I think flash designers developers suffer from having no constraint and then too much constraint. So you start coding html and you have a handful of components. Then in flash you had none, everything you did was custom made. Then components arrived and flex now tweeners (the guys stuck between as3 flash cs3 and flex) have no idea how to consistently put projects together. When you work alone it’s easy to go mad. When you work in a team it gets a bit more tricky. We need a framework that allows us to be mad ass creative but allows collaboration. We still haven’t solved the designer developer issue. Expression studio doesn’t and neither does Thermo. So xml will make developers resent integrating graphics any less? Why do we now have a super layer to separate code from graphics in Thermo? In html you have a button and you load an image in as a skin, finished! Designers have become lazy with huge 32bit pngs not aligned not snapped to whole numbers. Let’s go crazy but someone put a framework together to do it. Am I taking crazy pills or has the component architecture for the last 6 years been over engineered? Nice work on your components I love the simplicity, load an image in and were away. Now if we had standard way to name library symbols that everyone adopted 🙂 Hope I made some sort of sense …
Well, besides all that, we have that flash isn’t going to run in most handhelds for a very long time (due to its crappy performance). I just adore Flash and the range of things I can do with it, almost anything, but if it won’t work in handhelds (like the iPhone) well, I don’t see much future for it, even less if adobe is putting more and more complex things to play with, and with which to cram the processor (not using the GPU y a move that I still vouch for). So I’ve been searching for a replacement for flashing without flash (and without plugins), the thing that flash did best was ubiquity, but that will be no more, so let’s look for the next one in line… (still looking for something like Flash). So unless Adobe start’s looking at what happens when you have a small processor and no GPU, I think we’ll be all talking together again at a PHP/XML/CSS Blog in just a few years…
I’ll miss flash, maybe in 10 years handhelds will be able to play the old Flash 10, just for kiks, like we play NES games in our cellphones today.
What flash does good:
Impress
Animation
RIAs
Security
Ubiquity (each day less)
What flash does bad:
Accessibility
SEO
OnLine edition (you must have the source)
BUT STILL THERES NO ALTERNATIVE!!!! Or is there?

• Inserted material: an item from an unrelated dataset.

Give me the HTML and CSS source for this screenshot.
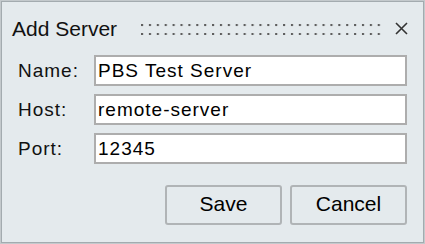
FILE: index.html
```html
<!DOCTYPE html>
<html lang="en">
<head>
  <meta charset="UTF-8" />
  <title>Add Server</title>
  <link rel="stylesheet" href="styles.css">
</head>
<body>
  <div class="dialog">
    <div class="titlebar">
      <span class="title">Add Server</span>
      <div class="grip"></div>
      <svg class="close" width="13" height="13" viewBox="0 0 13 13">
        <path d="M1 1 L12 12 M12 1 L1 12" stroke="#333" stroke-width="1.6" fill="none" />
      </svg>
    </div>

    <div class="form">
      <label class="label" for="name">Name:</label>
      <input class="field" id="name" type="text" value="PBS Test Server" />

      <label class="label" for="host">Host:</label>
      <input class="field" id="host" type="text" value="remote-server" />

      <label class="label" for="port">Port:</label>
      <input class="field" id="port" type="text" value="12345" />
    </div>

    <div class="buttons">
      <button class="btn">Save</button>
      <button class="btn">Cancel</button>
    </div>
  </div>
</body>
</html>
```

FILE: styles.css
```css
body {
  margin: 0;
  font-family: 'Liberation Sans', Arial, sans-serif;
  color: #111;
}

.dialog {
  width: 425px;
  height: 244px;
  box-sizing: border-box;
  background: #e4eaed;
  border: 1px solid #c3c9cc;
  box-shadow: inset 0 0 0 1px #a3abaf;
  padding: 1px;
}

.titlebar {
  display: flex;
  align-items: center;
  height: 53px;
  padding-left: 10px;
}

.title {
  font-size: 21px;
  color: #111;
}

.grip {
  flex: 1;
  height: 11px;
  margin: 1px 14px 0 24px;
  background-image: radial-gradient(circle at 1px 1px, #5e5e5e 1.3px, transparent 1.6px);
  background-size: 7.9px 9px;
}

.close {
  margin-right: 15px;
}

.form {
  display: grid;
  grid-template-columns: 76px 1fr;
  row-gap: 8px;
  align-items: center;
  padding: 0 16px 0 16px;
}

.label {
  font-size: 19px;
  letter-spacing: 1px;
  color: #111;
}

.field {
  height: 31px;
  box-sizing: border-box;
  border: 2px solid #adadad;
  background: #fff;
  padding: 0 2px;
  font-family: inherit;
  font-size: 19px;
  letter-spacing: 1px;
  color: #000;
  outline: none;
}

.buttons {
  display: flex;
  justify-content: flex-end;
  gap: 8px;
  padding: 21px 16px 0 0;
}

.btn {
  width: 117px;
  height: 40px;
  box-sizing: border-box;
  border: 2px solid #b0b4b6;
  border-radius: 3px;
  background: #e4eaed;
  font-family: inherit;
  font-size: 21px;
  color: #000;
  padding: 0 0 3px;
}
```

Great article… and I could not agree more. The past year I’ve been purposely moving away from Flash to focus more on PHP and Ajax development. Just the other day I was telling my wife that PHP and Javascript just does not inspire me the same way Flash does. It was nice not having to worry about multiple language syntaxes and just focus on one language that could accomplish 80% of the task…. And with “Class” (pun intended 🙂
While going to school I felt more excited studying & working on Flash projects more than anything else. Javascript does have it’s benefits… but everything seems so cookie-cut. For example the ubiquitous “lightbox” effect. With Flash I feel like the only limitations is my imaginations and lack of creativity.
Sure it doesn’t work on an iphone. However I own one and there are plenty of Javascript Web Apps that don’t work. One huge issue is the lack of Mouse Events (rollovers, drag & drop, ect…)
Recently I’ve heard that Google is working being able to read swf files. That’s HUGE step forward and has helped renewed my interest in getting back into Flash.
Excellent post, Keith. Right on the money.
Well, thank you very much. And the presentation was awesome. Just how it has to be, since you presented it and didn´t need to project a book onto the wall.
I feel more excited studying & working on Flash projects more than anything else.